**PROBLEM STATEMENT:**
Count the lines below that contain the word "styles", and reply with only that number.
+ + + + + + +
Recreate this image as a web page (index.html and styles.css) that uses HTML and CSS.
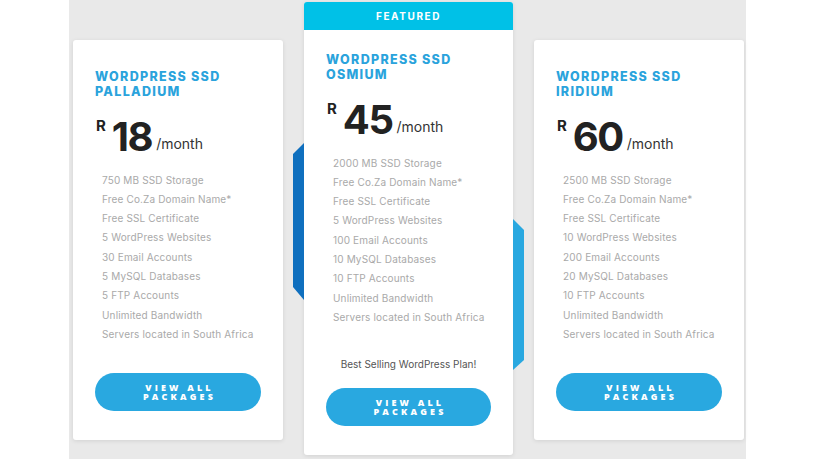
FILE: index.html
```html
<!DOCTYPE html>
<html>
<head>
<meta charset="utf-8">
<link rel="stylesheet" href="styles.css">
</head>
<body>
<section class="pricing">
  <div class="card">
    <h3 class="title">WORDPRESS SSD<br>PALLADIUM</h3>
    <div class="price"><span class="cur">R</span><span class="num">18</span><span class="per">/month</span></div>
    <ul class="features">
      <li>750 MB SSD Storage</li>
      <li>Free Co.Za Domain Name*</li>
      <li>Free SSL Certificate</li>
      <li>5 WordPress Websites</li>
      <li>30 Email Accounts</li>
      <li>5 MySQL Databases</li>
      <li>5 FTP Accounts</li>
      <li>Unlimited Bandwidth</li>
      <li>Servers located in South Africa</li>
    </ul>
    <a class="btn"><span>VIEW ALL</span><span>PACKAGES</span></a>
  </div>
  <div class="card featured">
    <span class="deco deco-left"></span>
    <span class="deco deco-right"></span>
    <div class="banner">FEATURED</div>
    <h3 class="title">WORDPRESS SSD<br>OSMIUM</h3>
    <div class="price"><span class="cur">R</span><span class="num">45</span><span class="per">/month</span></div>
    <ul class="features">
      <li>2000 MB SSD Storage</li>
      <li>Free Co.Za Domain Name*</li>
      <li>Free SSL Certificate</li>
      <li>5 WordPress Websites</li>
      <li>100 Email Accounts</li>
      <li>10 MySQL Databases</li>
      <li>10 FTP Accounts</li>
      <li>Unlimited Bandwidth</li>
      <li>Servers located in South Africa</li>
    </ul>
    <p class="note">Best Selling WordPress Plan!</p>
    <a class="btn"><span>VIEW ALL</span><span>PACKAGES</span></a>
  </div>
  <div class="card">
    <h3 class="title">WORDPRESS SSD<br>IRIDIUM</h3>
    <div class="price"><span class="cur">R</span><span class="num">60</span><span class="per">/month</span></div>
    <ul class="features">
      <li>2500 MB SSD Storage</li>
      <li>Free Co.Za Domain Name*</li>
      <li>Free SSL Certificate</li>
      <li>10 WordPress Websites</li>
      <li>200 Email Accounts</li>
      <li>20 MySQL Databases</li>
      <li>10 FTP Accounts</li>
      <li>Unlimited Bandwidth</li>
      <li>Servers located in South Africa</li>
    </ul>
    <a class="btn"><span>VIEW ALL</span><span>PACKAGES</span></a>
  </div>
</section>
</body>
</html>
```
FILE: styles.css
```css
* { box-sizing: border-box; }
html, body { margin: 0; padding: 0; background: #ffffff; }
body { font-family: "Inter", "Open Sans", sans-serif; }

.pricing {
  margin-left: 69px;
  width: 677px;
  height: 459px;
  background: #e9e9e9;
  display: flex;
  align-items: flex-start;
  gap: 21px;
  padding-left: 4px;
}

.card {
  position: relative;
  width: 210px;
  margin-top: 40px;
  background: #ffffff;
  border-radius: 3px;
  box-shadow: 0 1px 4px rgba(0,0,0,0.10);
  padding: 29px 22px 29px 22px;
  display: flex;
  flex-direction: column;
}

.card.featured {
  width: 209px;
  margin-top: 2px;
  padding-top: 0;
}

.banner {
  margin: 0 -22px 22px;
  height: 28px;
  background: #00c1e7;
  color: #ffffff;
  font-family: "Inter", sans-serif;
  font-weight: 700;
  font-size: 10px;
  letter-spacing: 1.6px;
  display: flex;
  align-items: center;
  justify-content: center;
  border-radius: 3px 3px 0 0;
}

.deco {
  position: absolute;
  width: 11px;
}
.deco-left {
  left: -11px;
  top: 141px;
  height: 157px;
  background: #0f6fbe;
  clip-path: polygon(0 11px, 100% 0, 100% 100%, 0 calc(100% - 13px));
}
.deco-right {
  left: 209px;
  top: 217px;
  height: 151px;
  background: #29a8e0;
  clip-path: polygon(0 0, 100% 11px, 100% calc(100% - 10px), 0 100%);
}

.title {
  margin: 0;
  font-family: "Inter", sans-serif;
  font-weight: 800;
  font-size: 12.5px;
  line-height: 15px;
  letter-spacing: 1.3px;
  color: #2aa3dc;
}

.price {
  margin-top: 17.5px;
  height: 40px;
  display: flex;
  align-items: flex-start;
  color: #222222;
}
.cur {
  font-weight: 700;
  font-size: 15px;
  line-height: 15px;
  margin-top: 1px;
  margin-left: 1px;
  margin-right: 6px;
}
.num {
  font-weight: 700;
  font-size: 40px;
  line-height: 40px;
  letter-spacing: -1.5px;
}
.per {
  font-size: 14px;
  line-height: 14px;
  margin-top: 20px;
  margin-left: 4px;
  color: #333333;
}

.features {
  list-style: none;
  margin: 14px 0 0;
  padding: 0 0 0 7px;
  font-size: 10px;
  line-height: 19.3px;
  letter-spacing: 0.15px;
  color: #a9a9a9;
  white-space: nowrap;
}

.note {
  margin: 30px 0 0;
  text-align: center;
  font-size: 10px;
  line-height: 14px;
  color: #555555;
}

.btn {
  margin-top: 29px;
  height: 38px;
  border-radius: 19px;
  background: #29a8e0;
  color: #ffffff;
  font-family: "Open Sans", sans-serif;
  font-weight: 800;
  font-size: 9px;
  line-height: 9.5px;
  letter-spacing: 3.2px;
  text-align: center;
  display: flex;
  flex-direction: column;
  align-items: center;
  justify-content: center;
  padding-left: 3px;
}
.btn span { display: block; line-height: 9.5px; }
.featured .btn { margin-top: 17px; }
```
+ + + + + + +
**SOLUTION BELOW:**
3